● REQUEST:
Copy exactly the lines from the line containing "Rebuild this screenshot" to the line containing "ChevronLeft, ChevronRight, Plus", both lines included, and omit any pictures.
---- RECORDS FOR THIS TASK
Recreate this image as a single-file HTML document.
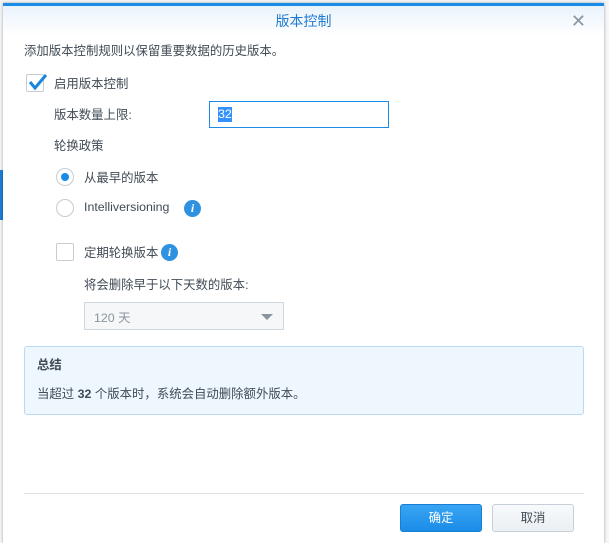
<!DOCTYPE html>
<html><head><meta charset="utf-8"><style>
*{margin:0;padding:0;box-sizing:border-box}
body{width:609px;height:538px;overflow:hidden;background:#f4f6f8;font-family:"Liberation Sans","Noto Sans CJK SC",sans-serif;font-size:12.4px;color:#414b55;position:relative}
.bg{position:absolute;left:0;top:170px;width:3px;height:50px;background:#1d7fd6}
.dlg{position:absolute;left:3px;top:3px;width:601px;height:540px;background:#fff;border-top:3px solid #1a8ce8;box-shadow:0 0 3px rgba(0,0,0,.35)}
.hdr{height:30px;background:linear-gradient(#e9f3fc,#fff);text-align:center;line-height:30px;color:#1f7ad1;font-size:14px}
.x{position:absolute;right:18px;top:5px;font-size:18px;color:#8a959f}
.a{position:absolute;white-space:nowrap}
.cb{position:absolute;width:18px;height:18px;border:1px solid #c5ccd4;background:#fff;border-radius:2px}
.rd{position:absolute;width:18px;height:18px;border:1px solid #c5ccd4;border-radius:50%;background:#fff}
.info{position:absolute;width:17px;height:17px;border-radius:50%;background:#2f92e0;color:#fff;font:italic bold 12px "Liberation Serif",serif;text-align:center;line-height:17px}
</style></head><body>
<div class="bg"></div>
<div class="dlg">
<div class="hdr">版本控制</div><div class="x">✕</div>
</div>
<div class="a" style="left:24px;top:41px">添加版本控制规则以保留重要数据的历史版本。</div>
<div class="cb" style="left:26px;top:74px"></div>
<svg class="a" style="left:26px;top:72px" width="22" height="20"><path d="M4 10 L9 16 L20 3" stroke="#1b86e0" stroke-width="3" fill="none"/></svg>
<div class="a" style="left:54px;top:74px">启用版本控制</div>
<div class="a" style="left:54px;top:105px">版本数量上限:</div>
<div class="a" style="left:209px;top:101px;width:180px;height:27px;border:1px solid #1a8ce8;background:#fff"><span style="position:absolute;left:8px;top:5px;background:#3390ff;color:#fff;line-height:15px">32</span></div>
<div class="a" style="left:54px;top:136px">轮换政策</div>
<div class="rd" style="left:56px;top:168px"><div style="position:absolute;left:4px;top:4px;width:8px;height:8px;border-radius:50%;background:#1a8ce8"></div></div>
<div class="a" style="left:84px;top:168px">从最早的版本</div>
<div class="rd" style="left:56px;top:199px"></div>
<div class="a" style="left:84px;top:200px">Intelliversioning</div>
<div class="info" style="left:184px;top:200px">i</div>
<div class="cb" style="left:56px;top:243px"></div>
<div class="a" style="left:84px;top:243px">定期轮换版本</div>
<div class="info" style="left:161px;top:244px">i</div>
<div class="a" style="left:84px;top:275px">将会删除早于以下天数的版本:</div>
<div class="a" style="left:84px;top:302px;width:200px;height:28px;border:1px solid #cfd6dc;background:#f5f7f9;color:#8a949e;padding:5px 9px">120 天<span style="position:absolute;right:10px;top:11px;border:6px solid transparent;border-top:6px solid #8a949e;border-bottom:0"></span></div>
<div class="a" style="left:24px;top:346px;width:560px;height:69px;background:#eff7fe;border:1px solid #b9daf3;border-radius:3px"></div>
<div class="a" style="left:37px;top:355px;font-weight:bold">总结</div>
<div class="a" style="left:37px;top:384px">当超过 <b>32</b> 个版本时，系统会自动删除额外版本。</div>
<div class="a" style="left:24px;top:493px;width:560px;height:1px;background:#dde1e5"></div>
<div class="a" style="left:400px;top:504px;width:82px;height:28px;border:1px solid #1580d4;border-radius:3px;background:linear-gradient(#3aa4f2,#1a8ce8);color:#fff;text-align:center;line-height:26px">确定</div>
<div class="a" style="left:492px;top:504px;width:82px;height:28px;border:1px solid #c7d0d8;border-radius:3px;background:linear-gradient(#f8fafc,#eaeff3);text-align:center;line-height:26px">取消</div>
</body></html>
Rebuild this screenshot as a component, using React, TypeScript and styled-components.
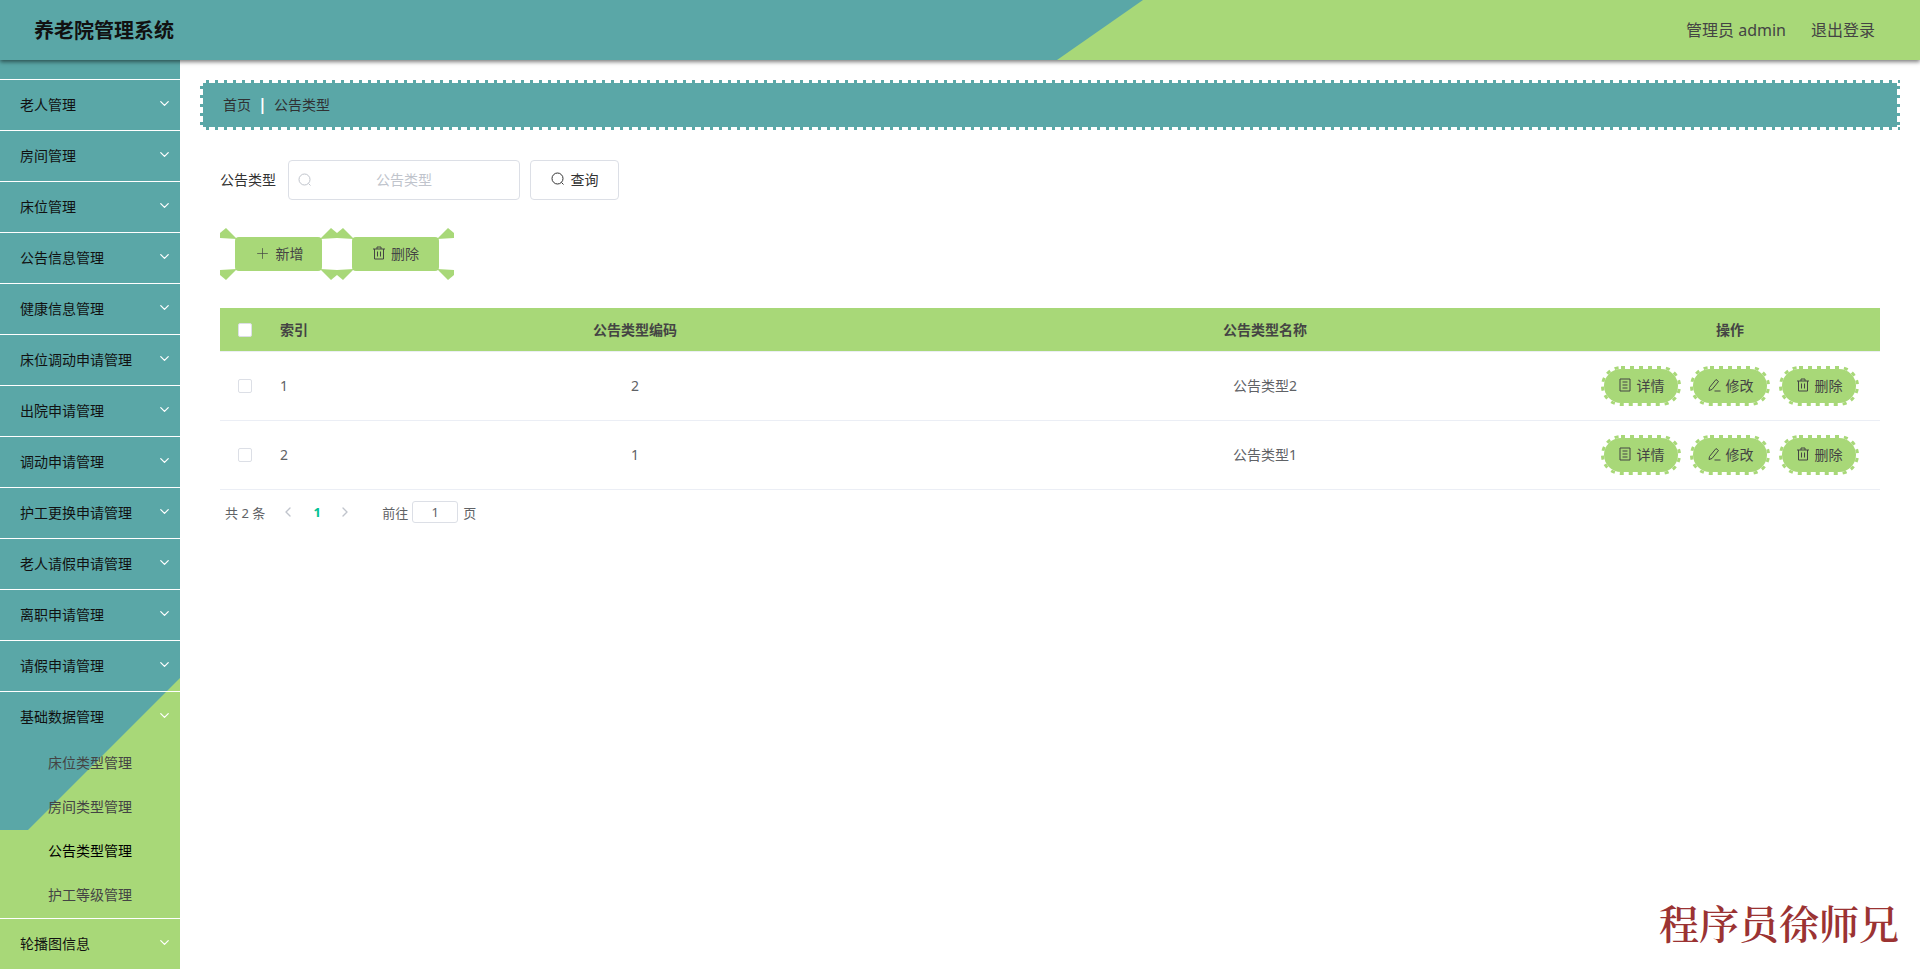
import styled, { createGlobalStyle } from "styled-components";
import { ChevronDown, ChevronLeft, ChevronRight, Plus } from "lucide-react";

const TEAL = "#5aa7a7";
const GREEN = "#a8d878";

const GlobalStyle = createGlobalStyle`
  html, body {
    margin: 0;
    height: 100%;
    overflow: hidden;
    background: #fff;
    font-family: "Noto Sans", "Noto Sans CJK SC", "Liberation Sans", sans-serif;
  }
  * {
    box-sizing: border-box;
  }
`;

const Page = styled.div`
  height: 969px;
  display: flex;
  flex-direction: column;
  overflow: hidden;
  position: relative;
`;

const Header = styled.header`
  position: relative;
  z-index: 5;
  flex: none;
  height: 60px;
  background: ${GREEN};
  box-shadow: 0 2px 4px rgba(0, 0, 0, 0.5);
  display: flex;
  align-items: center;
  justify-content: space-between;
  padding: 0 45px 2px 34px;
  &::before {
    content: "";
    position: absolute;
    inset: 0;
    background: ${TEAL};
    clip-path: polygon(0 0, 1143px 0, 1057px 60px, 0 60px);
  }
`;

const Title = styled.div`
  position: relative;
  font-size: 20px;
  font-weight: 700;
  color: #111;
`;

const UserBox = styled.div`
  position: relative;
  display: flex;
  gap: 25px;
  font-size: 16px;
  color: #444;
`;

const Body = styled.div`
  flex: 1;
  display: flex;
  min-height: 0;
`;

const Sidebar = styled.nav`
  position: relative;
  flex: none;
  width: 180px;
  padding-top: 19px;
  background: ${GREEN};
  overflow: hidden;
  &::before {
    content: "";
    position: absolute;
    inset: 0;
    background: ${TEAL};
    clip-path: polygon(0 0, 100% 0, 100% 618px, 28px 770px, 0 770px);
  }
`;

const MenuItem = styled.div`
  position: relative;
  height: 51px;
  border-top: 1px solid #fff;
  padding: 0 8px 3px 20px;
  display: flex;
  align-items: center;
  justify-content: space-between;
  font-size: 14px;
  color: #111;
  svg {
    color: #fff;
  }
`;

const SubItem = styled.div<{ $active?: boolean }>`
  position: relative;
  height: 44px;
  padding: 0 0 4px 48px;
  display: flex;
  align-items: center;
  font-size: 14px;
  color: ${(props) => (props.$active ? "#000" : "#444")};
`;

const Main = styled.main`
  flex: 1;
  min-width: 0;
  padding: 20px 20px 0;
`;

const Breadcrumb = styled.div`
  height: 50px;
  padding: 0 0 2px 23px;
  display: flex;
  align-items: center;
  font-size: 14px;
  color: #303133;
  background:
    linear-gradient(${TEAL}, ${TEAL}) center / calc(100% - 6px) calc(100% - 6px) no-repeat,
    repeating-linear-gradient(90deg, transparent 0 6px, ${TEAL} 6px 9px) top / 100% 3px no-repeat,
    repeating-linear-gradient(90deg, transparent 0 6px, ${TEAL} 6px 9px) bottom / 100% 3px no-repeat,
    repeating-linear-gradient(180deg, transparent 0 6px, ${TEAL} 6px 9px) left / 3px 100% no-repeat,
    repeating-linear-gradient(180deg, transparent 0 6px, ${TEAL} 6px 9px) right / 3px 100% no-repeat;
`;

const CrumbSep = styled.span`
  width: 3px;
  margin: 0 10px;
  display: flex;
  justify-content: center;
  font-size: 16px;
  font-weight: 700;
  color: #fff;
`;

const SearchRow = styled.div`
  margin-top: 30px;
  padding-left: 20px;
  display: flex;
  align-items: center;
  font-size: 14px;
  color: #333;
`;

const SearchLabel = styled.label`
  width: 68px;
  margin-top: -2px;
`;

const InputWrap = styled.div`
  position: relative;
  width: 232px;
  height: 40px;
  svg {
    position: absolute;
    left: 10px;
    top: 13px;
    color: #c0c4cc;
  }
`;

const SearchInput = styled.input`
  width: 100%;
  height: 100%;
  border: 1px solid #dcdfe6;
  border-radius: 4px;
  padding: 0 30px 2px;
  text-align: center;
  font: inherit;
  color: #606266;
  outline: none;
  &::placeholder {
    color: #c0c4cc;
  }
`;

const QueryButton = styled.button`
  margin-left: 10px;
  width: 89px;
  height: 40px;
  padding: 0 0 2px;
  background: #fff;
  border: 1px solid #dcdfe6;
  border-radius: 4px;
  display: flex;
  align-items: center;
  justify-content: center;
  gap: 6px;
  font: inherit;
  color: #333;
`;

const ActionRow = styled.div`
  margin-top: 37px;
  padding-left: 35px;
  display: flex;
  gap: 30px;
`;

const ActionButton = styled.button`
  position: relative;
  width: 87px;
  height: 34px;
  padding: 0 0 2px;
  background: ${GREEN};
  border: none;
  border-radius: 4px;
  display: flex;
  align-items: center;
  justify-content: center;
  gap: 5px;
  font: inherit;
  font-size: 14px;
  color: #444;
`;

const Wedge = styled.i<{ $right?: boolean; $bottom?: boolean }>`
  position: absolute;
  width: 17px;
  height: 12px;
  background: ${GREEN};
  clip-path: polygon(0 10px, 0 5px, 6px 0, 17px 11px);
  ${(props) => (props.$right ? "right: -15px;" : "left: -15px;")}
  ${(props) => (props.$bottom ? "bottom: -9px;" : "top: -9px;")}
  transform: scale(${(props) => (props.$right ? -1 : 1)}, ${(props) =>
    props.$bottom ? -1 : 1});
`;

const Table = styled.div`
  margin: 37px 20px 0;
  font-size: 14px;
  color: #606266;
`;

const Row = styled.div<{ $head?: boolean }>`
  display: grid;
  grid-template-columns: 50px 50px 630px 630px 300px;
  align-items: center;
  height: ${(props) => (props.$head ? "44px" : "69px")};
  background: ${(props) => (props.$head ? GREEN : "#fff")};
  background-clip: padding-box;
  border-bottom: 1px solid #ebeef5;
  font-weight: ${(props) => (props.$head ? 700 : 400)};
  color: ${(props) => (props.$head ? "#444" : "#606266")};
`;

const Cell = styled.div<{ $left?: boolean }>`
  padding: 0 10px 2px;
  text-align: ${(props) => (props.$left ? "left" : "center")};
`;

const CheckCell = styled.div`
  display: flex;
  padding-left: 18px;
`;

const CheckBox = styled.span`
  width: 14px;
  height: 14px;
  background: #fff;
  border: 1px solid #dcdfe6;
  border-radius: 2px;
`;

const OpsCell = styled.div`
  display: flex;
  justify-content: center;
  gap: 9px;
`;

const OpButton = styled.button`
  position: relative;
  width: 80px;
  height: 40px;
  background: ${GREEN};
  background-clip: padding-box;
  border: 3px solid transparent;
  border-radius: 20px;
  padding: 0 0 2px;
  display: flex;
  align-items: center;
  justify-content: center;
  gap: 5px;
  font: inherit;
  font-size: 14px;
  color: #444;
`;

const DotRing = styled.svg`
  position: absolute;
  left: -3px;
  top: -3px;
  width: 80px;
  height: 40px;
  fill: none;
  stroke: ${GREEN};
  stroke-width: 3;
  stroke-dasharray: 4 5;
`;

const Pager = styled.div`
  margin: 11px 20px 0;
  height: 22px;
  padding-left: 5px;
  display: flex;
  align-items: center;
  font-size: 13px;
  color: #606266;
  svg {
    color: #c0c4cc;
  }
`;

const PageNum = styled.span`
  width: 30px;
  margin: 0 5px 0 6px;
  text-align: center;
  font-weight: 700;
  color: #00c292;
`;

const Total = styled.span`
  margin-right: 15px;
`;

const Jump = styled.span`
  margin-left: 29px;
`;

const JumpInput = styled.input`
  width: 46px;
  height: 22px;
  margin: 0 5px 0 4px;
  border: 1px solid #dcdfe6;
  border-radius: 3px;
  text-align: center;
  font: inherit;
  color: #606266;
  outline: none;
`;

const Watermark = styled.div`
  position: absolute;
  right: 21px;
  bottom: 23px;
  font-family: "Noto Serif CJK SC", "Liberation Serif", serif;
  font-size: 40px;
  font-weight: 600;
  line-height: 48px;
  color: #9b3333;
`;

const SearchIcon = ({ size = 14 }: { size?: number }) => (
  <svg width={size} height={size} viewBox="0 0 14 14" fill="none" stroke="currentColor" strokeWidth="1">
    <circle cx="6.5" cy="6.5" r="5.5" />
    <path d="M10.5 10.5l2 2" />
  </svg>
);

const TrashIcon = () => (
  <svg width="14" height="14" viewBox="0 0 14 14" fill="none" stroke="currentColor" strokeWidth="1">
    <path d="M1 3h12M2.5 3v10h9V3M5 3V1h4v2M5.5 5.5v5M8.5 5.5v5" />
  </svg>
);

const DocIcon = () => (
  <svg width="14" height="14" viewBox="0 0 14 14" fill="none" stroke="currentColor" strokeWidth="1">
    <path d="M2 1h10v12H2zM4.5 4h5M4.5 7h5M4.5 10h5" />
  </svg>
);

const EditIcon = () => (
  <svg width="14" height="14" viewBox="0 0 14 14" fill="none" stroke="currentColor" strokeWidth="1">
    <path d="M9 1.5l2.5 2L5 11.5l-3 1 .5-3zM7.5 13h6" />
  </svg>
);

const menus = [
  "老人管理",
  "房间管理",
  "床位管理",
  "公告信息管理",
  "健康信息管理",
  "床位调动申请管理",
  "出院申请管理",
  "调动申请管理",
  "护工更换申请管理",
  "老人请假申请管理",
  "离职申请管理",
  "请假申请管理",
];

const subMenus = ["床位类型管理", "房间类型管理", "公告类型管理", "护工等级管理"];

const rows = [
  { id: 1, code: 2, name: "公告类型2" },
  { id: 2, code: 1, name: "公告类型1" },
];

const Wedges = () => (
  <>
    <Wedge />
    <Wedge $right />
    <Wedge $bottom />
    <Wedge $right $bottom />
  </>
);

const Ring = () => (
  <DotRing viewBox="0 0 80 40">
    <rect x="1.5" y="1.5" width="77" height="37" rx="18.5" />
  </DotRing>
);

const App = () => {
  return (
    <Page>
      <GlobalStyle />
      <Header>
        <Title>养老院管理系统</Title>
        <UserBox>
          <span>管理员 admin</span>
          <span>退出登录</span>
        </UserBox>
      </Header>
      <Body>
        <Sidebar>
          {menus.map((name) => (
            <MenuItem key={name}>
              {name}
              <ChevronDown size={15} strokeWidth={2} />
            </MenuItem>
          ))}
          <MenuItem>
            基础数据管理
            <ChevronDown size={15} strokeWidth={2} />
          </MenuItem>
          {subMenus.map((name) => (
            <SubItem key={name} $active={name === "公告类型管理"}>
              {name}
            </SubItem>
          ))}
          <MenuItem>
            轮播图信息
            <ChevronDown size={15} strokeWidth={2} />
          </MenuItem>
        </Sidebar>
        <Main>
          <Breadcrumb>
            首页
            <CrumbSep>|</CrumbSep>
            公告类型
          </Breadcrumb>
          <SearchRow>
            <SearchLabel>公告类型</SearchLabel>
            <InputWrap>
              <SearchIcon />
              <SearchInput placeholder="公告类型" />
            </InputWrap>
            <QueryButton>
              <SearchIcon />
              查询
            </QueryButton>
          </SearchRow>
          <ActionRow>
            <ActionButton>
              <Wedges />
              <Plus size={17} strokeWidth={1} />
              新增
            </ActionButton>
            <ActionButton>
              <Wedges />
              <TrashIcon />
              删除
            </ActionButton>
          </ActionRow>
          <Table>
            <Row $head>
              <CheckCell>
                <CheckBox />
              </CheckCell>
              <Cell $left>索引</Cell>
              <Cell>公告类型编码</Cell>
              <Cell>公告类型名称</Cell>
              <Cell>操作</Cell>
            </Row>
            {rows.map((row) => (
              <Row key={row.id}>
                <CheckCell>
                  <CheckBox />
                </CheckCell>
                <Cell $left>{row.id}</Cell>
                <Cell>{row.code}</Cell>
                <Cell>{row.name}</Cell>
                <OpsCell>
                  <OpButton>
                    <Ring />
                    <DocIcon />
                    详情
                  </OpButton>
                  <OpButton>
                    <Ring />
                    <EditIcon />
                    修改
                  </OpButton>
                  <OpButton>
                    <Ring />
                    <TrashIcon />
                    删除
                  </OpButton>
                </OpsCell>
              </Row>
            ))}
          </Table>
          <Pager>
            <Total>共 2 条</Total>
            <ChevronLeft size={16} strokeWidth={2} />
            <PageNum>1</PageNum>
            <ChevronRight size={16} strokeWidth={2} />
            <Jump>前往</Jump>
            <JumpInput defaultValue="1" />
            页
          </Pager>
        </Main>
      </Body>
      <Watermark>程序员徐师兄</Watermark>
    </Page>
  );
};

export default App;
--------
● COMPLETE OUTPUT:
Rebuild this screenshot as a component, using React, TypeScript and styled-components.
import styled, { createGlobalStyle } from "styled-components";
import { ChevronDown, ChevronLeft, ChevronRight, Plus } from "lucide-react";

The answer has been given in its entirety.